IMO Lucene is a full text search library, that is it's purpose. It
isn't trying to be a search server or a search engine. It is easy to
include as a library and is used on everything from embedded servers to
www search engines.
Quoting from Yonik's previous posting:
> Some in Lucene development have expressed a desire to make Lucene more
> of a complete solution, rather than just a core full-text search
> library... things like a data schema, faceting, etc. The Lucene
> project already has an enterprise search platform with these
> features... that's Solr.
So is Lucene a full text search library or is it something different?
And isn't that something different already Solr? Why should they be the
same thing when their goals aren't the same?
> Trying to pull popular pieces out of Solr
> makes life harder for Solr developers, brings our projects into
> conflict, and is often unsuccessful (witness the largely failed
> migration of FunctionQueries from Solr to Lucene).
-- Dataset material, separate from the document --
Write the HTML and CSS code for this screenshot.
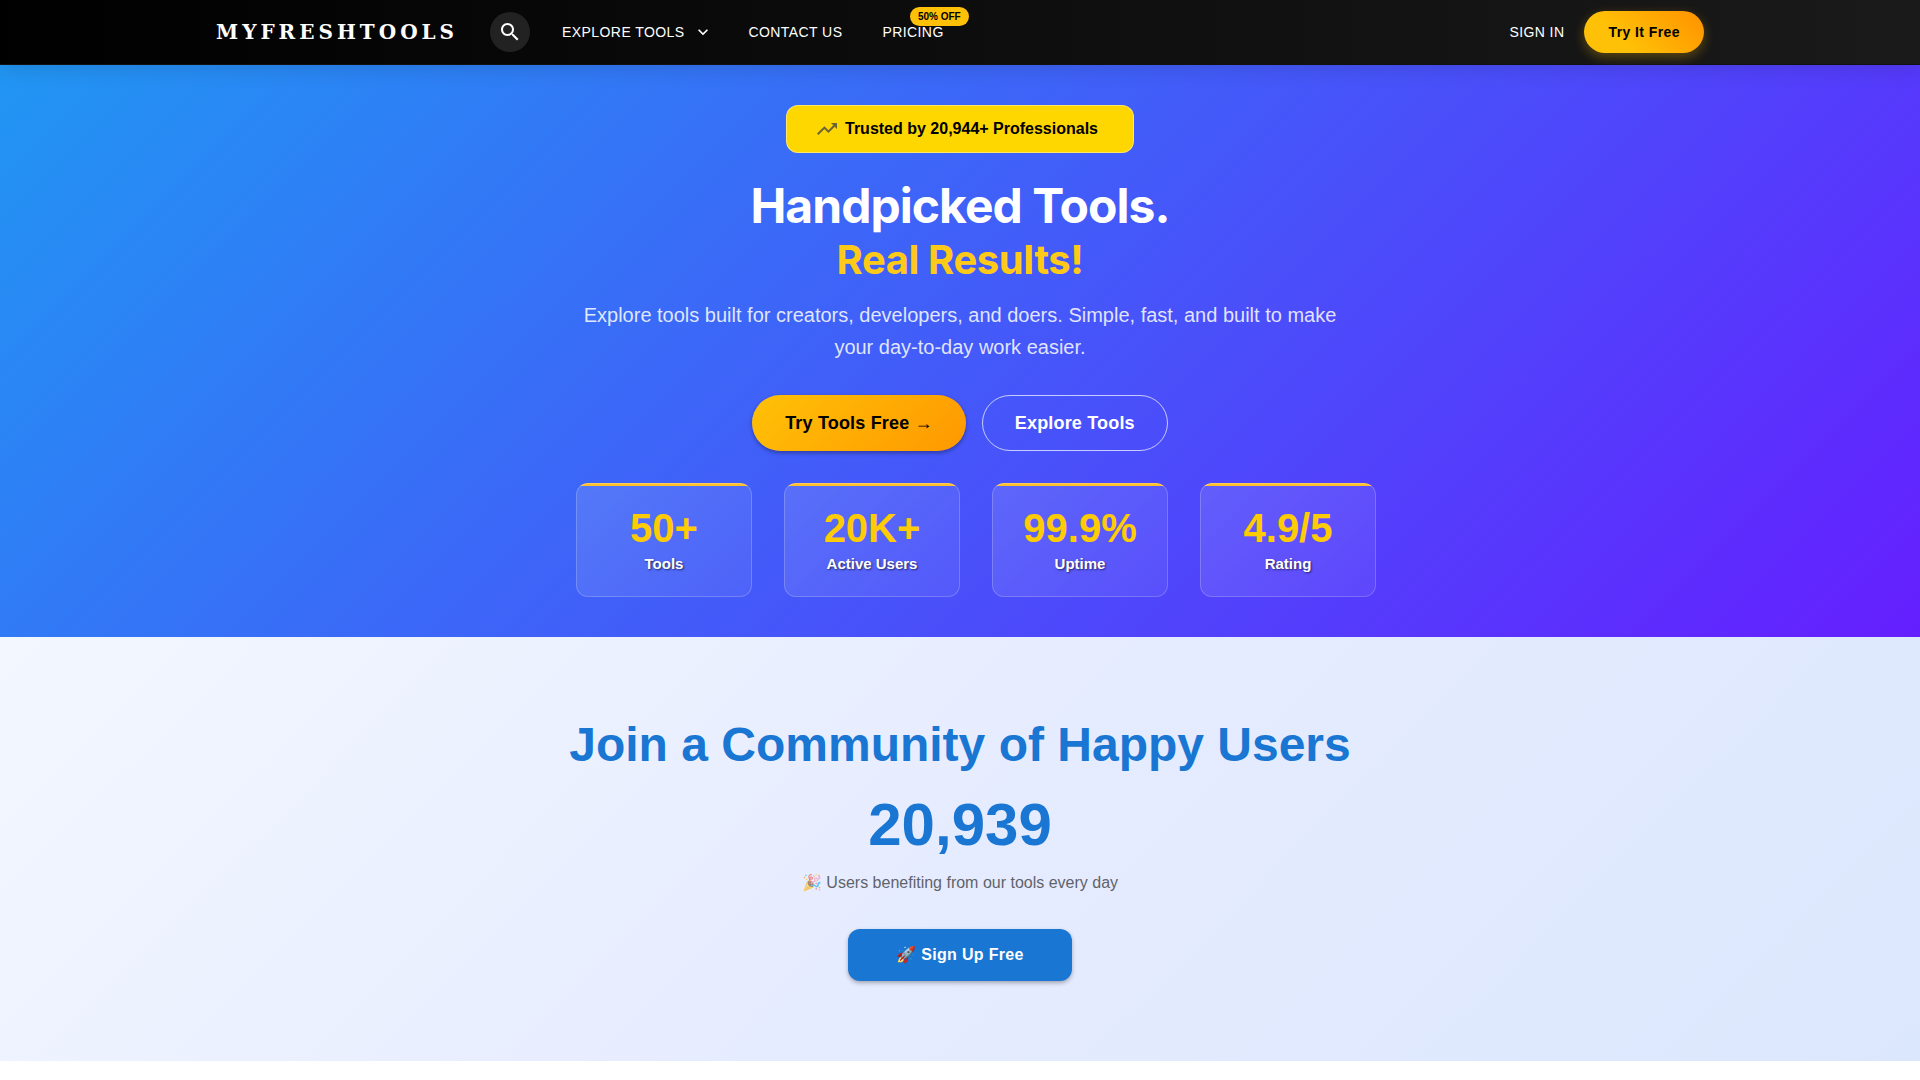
FILE: index.html
```html
<!DOCTYPE html>
<html lang="en">
<head>
    <meta charset="UTF-8">
    <meta name="viewport" content="width=device-width, initial-scale=1.0">
    <title>MyFreshTools</title>
    <link rel="stylesheet" href="styles.css">
</head>
<body>
    <header class="navbar">
        <div class="navbar-inner">
            <a class="logo" href="#">MYFRESHTOOLS</a>
            <button class="search-btn" type="button" aria-label="Search">
                <svg width="24" height="24" viewBox="0 0 24 24" fill="currentColor"><path d="M15.5 14h-.79l-.28-.27C15.41 12.59 16 11.11 16 9.5 16 5.91 13.09 3 9.5 3S3 5.91 3 9.5 5.91 16 9.5 16c1.61 0 3.09-.59 4.23-1.57l.27.28v.79l5 4.99L20.49 19l-4.99-5zm-6 0C7.01 14 5 11.99 5 9.5S7.01 5 9.5 5 14 7.01 14 9.5 11.99 14 9.5 14z"/></svg>
            </button>
            <nav class="nav-links">
                <button class="nav-item nav-menu" type="button">
                    EXPLORE TOOLS
                    <svg width="20" height="20" viewBox="0 0 24 24" fill="currentColor"><path d="M7.41 8.59 12 13.17l4.59-4.58L18 10l-6 6-6-6z"/></svg>
                </button>
                <a class="nav-item" href="#contact">CONTACT US</a>
                <a class="nav-item" href="#pricing">PRICING<span class="sale-badge">50% OFF</span></a>
            </nav>
            <div class="nav-actions">
                <a class="nav-item" href="#signin">SIGN IN</a>
                <button class="try-btn" type="button">Try It Free</button>
            </div>
        </div>
    </header>

    <main>
        <section class="hero">
            <div class="trust-badge">
                <svg width="24" height="24" viewBox="0 0 24 24" fill="currentColor"><path d="m16 6 2.29 2.29-4.88 4.88-4-4L2 16.59 3.41 18l6-6 4 4 6.3-6.29L22 12V6z"/></svg>
                <span>Trusted by 20,944+ Professionals</span>
            </div>
            <h1 class="hero-title">Handpicked Tools. <span>Real Results!</span></h1>
            <p class="hero-text">Explore tools built for creators, developers, and doers. Simple, fast, and built to make your day-to-day work easier.</p>
            <div class="hero-buttons">
                <button class="primary-btn" type="button">Try Tools Free →</button>
                <button class="outline-btn" type="button">Explore Tools</button>
            </div>
            <div class="stats">
                <div class="stat-card">
                    <div class="stat-value">50+</div>
                    <div class="stat-label">Tools</div>
                </div>
                <div class="stat-card">
                    <div class="stat-value">20K+</div>
                    <div class="stat-label">Active Users</div>
                </div>
                <div class="stat-card">
                    <div class="stat-value">99.9%</div>
                    <div class="stat-label">Uptime</div>
                </div>
                <div class="stat-card">
                    <div class="stat-value">4.9/5</div>
                    <div class="stat-label">Rating</div>
                </div>
            </div>
        </section>

        <section class="community">
            <h2>Join a Community of Happy Users</h2>
            <div class="user-count">20,939</div>
            <p class="community-text"><span class="emoji">🎉</span> Users benefiting from our tools every day</p>
            <button class="signup-btn" type="button">🚀 Sign Up Free</button>
        </section>
    </main>
</body>
</html>
```
FILE: styles.css
```css
* {
    box-sizing: border-box;
}
body {
    margin: 0;
    font-family: "Liberation Sans", Arial, sans-serif;
    background: #fff;
}
button {
    font-family: inherit;
    border: none;
    cursor: pointer;
}
a {
    color: inherit;
    text-decoration: none;
}
h1, h2, p {
    margin: 0;
}

/* navbar */
.navbar {
    position: relative;
    z-index: 1;
    border-bottom: 1px solid #111;
    color: #fff;
    background: linear-gradient(90deg, #000, #1a1a1a);
    box-shadow: 0 4px 20px rgba(0, 0, 0, 0.12);
}
.navbar-inner {
    display: flex;
    align-items: center;
    max-width: 1536px;
    min-height: 64px;
    margin: 0 auto;
    padding: 0 24px;
}
.logo {
    margin-right: 32px;
    font-family: "DejaVu Serif", serif;
    font-size: 20px;
    font-weight: 700;
    letter-spacing: 4px;
}
.search-btn {
    display: flex;
    align-items: center;
    justify-content: center;
    width: 40px;
    height: 40px;
    padding: 0;
    border-radius: 50%;
    color: #fff;
    background: #222;
}
.nav-links {
    display: flex;
    gap: 40px;
    margin-left: 32px;
}
.nav-item {
    display: flex;
    align-items: center;
    gap: 8px;
    position: relative;
    padding: 0;
    color: #fff;
    background: none;
    font-size: 14px;
    line-height: 24px;
    letter-spacing: 0.03em;
}
.nav-menu svg {
    margin-right: -4px;
}
.sale-badge {
    position: absolute;
    top: -13px;
    right: -25px;
    padding: 0 8px;
    border-radius: 10px;
    color: #000;
    background: #ffc107;
    font-size: 10px;
    font-weight: 700;
    line-height: 19px;
    letter-spacing: 0;
    white-space: nowrap;
}
.nav-actions {
    display: flex;
    align-items: center;
    gap: 20px;
    margin-left: auto;
}
.try-btn {
    padding: 0 24px;
    border-radius: 24px;
    color: #000;
    background: linear-gradient(45deg, #ffc107 30%, #ff9800 90%);
    box-shadow: 0 4px 12px rgba(255, 193, 7, 0.3);
    font-size: 14px;
    font-weight: 700;
    line-height: 42px;
    letter-spacing: 0.03em;
}

/* hero */
.hero {
    display: flex;
    flex-direction: column;
    align-items: center;
    padding: 40px 24px;
    color: #fff;
    background: linear-gradient(135deg, #2196f3 0%, #651fff 100%);
    text-align: center;
}
.trust-badge {
    display: flex;
    align-items: center;
    gap: 6px;
    padding: 11px 35px 11px 28px;
    border: 1px solid rgba(255, 255, 255, 0.4);
    border-radius: 12px;
    color: #000;
    background: #ffd700;
    font-size: 16px;
    font-weight: 700;
    line-height: 24px;
}
.trust-badge svg {
    color: #6b6433;
}
.hero-title {
    margin-top: 24px;
    font-family: Inter, sans-serif;
    font-size: 48px;
    font-weight: 700;
    line-height: 58px;
    letter-spacing: -0.02em;
}
.hero-title span {
    display: block;
    color: #ffc917;
    font-size: 40px;
    line-height: 50px;
    letter-spacing: -0.01em;
}
.hero-text {
    max-width: 800px;
    margin-top: 14px;
    padding: 0 16px;
    color: rgba(255, 255, 255, 0.85);
    font-size: 20px;
    line-height: 32px;
}
.hero-buttons {
    display: flex;
    gap: 16px;
    margin-top: 32px;
}
.primary-btn, .outline-btn {
    padding: 0 32px;
    border: 1px solid rgba(255, 255, 255, 0.7);
    border-radius: 28px;
    font-size: 18px;
    font-weight: 700;
    line-height: 54px;
    letter-spacing: 0.01em;
}
.primary-btn {
    border-color: transparent;
    color: #000;
    background: linear-gradient(135deg, #ffc107, #ff9800) border-box;
    box-shadow: 0 2px 4px rgba(0, 0, 0, 0.35);
}
.outline-btn {
    color: #fff;
    background: none;
}
.stats {
    display: flex;
    gap: 32px;
    width: 100%;
    max-width: 768px;
    margin-top: 32px;
}
.stat-card {
    flex: 0 0 176px;
    padding: 24px 8px 20px;
    overflow: hidden;
    border: 1px solid rgba(255, 255, 255, 0.2);
    border-radius: 12px;
    background: linear-gradient(#ffc02e, #ffc02e) top / 100% 3px no-repeat border-box,
        linear-gradient(135deg, rgba(255, 255, 255, 0.12), rgba(255, 255, 255, 0.06)) border-box;
}
.stat-value {
    color: #ffcb05;
    font-size: 40px;
    font-weight: 700;
    line-height: 40px;
}
.stat-label {
    margin-top: 4px;
    font-size: 15px;
    font-weight: 700;
    line-height: 24px;
    text-shadow: 1px 1px 2px rgba(0, 0, 0, 0.6);
}

/* community */
.community {
    display: flex;
    flex-direction: column;
    align-items: center;
    padding: 80px 24px;
    background: linear-gradient(135deg, #f3f7ff 0%, #e6ecff 50%, #dbe7fd 100%);
    text-align: center;
}
.community h2 {
    color: #1976d2;
    font-size: 48px;
    line-height: 56px;
}
.user-count {
    margin-top: 16px;
    color: #1976d2;
    font-size: 60px;
    font-weight: 700;
    line-height: 72px;
}
.community-text {
    margin-top: 8px;
    color: #5f636b;
    font-size: 16px;
    line-height: 28px;
}
.emoji {
    opacity: 0.6;
}
.signup-btn {
    margin-top: 32px;
    padding: 0 48px;
    border-radius: 12px;
    color: #fff;
    background: #1976d2;
    box-shadow: 0 2px 4px rgba(0, 0, 0, 0.3);
    font-size: 16px;
    font-weight: 700;
    line-height: 52px;
    letter-spacing: 0.02em;
}
```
I feel for you, really. I remember trying to develop in Nutch on Hadoop
0.04. But the logic is not correct. Just because Solr wants X feature
and Solr uses Lucene != everyone who uses Lucene wants X. Faceting for
example, great feature, but not useful in every full text search.
> For Lucene to achieve the ultimate in usability for users, it can't
> require Java experience... it needs higher level abstractions provided
> by Solr.
I don't believe this to be true. If the Lucene community had wanted
very general language agnostic search, it would have happened by now.
Lucene is a Java API. Solr on the other hand is a server and therefore
should be language agnostic.
> The other benefit to Lucene would be to bring features to developers
> much sooner... Solr has had features years before they were developed
> in Lucene, and currently has more developers working with it.
"We have more developers than you do" isn't a valid reason to merge,
especially in open source software. Maybe in the corporate world. IMO
if Solr has more developers and want some architecture changed in Lucene
and it is to the benefit of the entire Lucene community, then those
changes can be proposed and voted upon.
> Esp with Solr not using Lucene trunk, if a Solr developer wants a
> feature quickly, they cannot add it to Lucene (even if it might make
> sense there) since that introduces a big unpredictable lag
Solr has the option of not using Lucene. If something needs to go into
Lucene, it should be voted on and support all of the different uses for
Lucene. As a friend told me recently, specialization is for insects.
> 1) Solr would go back to using Lucene's trunk
Use trunk, don't use trunk. That is up to the Solr project. It
shouldn't influence Lucene's behavior.
> 2) For new Solr features, there would be an effort to abstract it such
> that non-Solr users could use the functionality (faceting, field
> collapsing, etc)
Can you say that every feature would be applicable to a full text search
library. If not then it is beyond the core responsibilities of Lucene.
> 3) For new Lucene features, there would be an effort to integrate it
> into Solr.
No. Because by specializing towards Solr, or Nutch, or any of the
hundred other applications that use Lucene, it looses its general
applicability. Where would Hadoop be if it never made it past Nutch?
> 4) Releases would be synchronized... Lucene and Solr would release at
> the same time.
So synchronize your releases. Communicate.
I am open to listening to your responses, but all of this is to say my
vote is still currently -1.
Dennis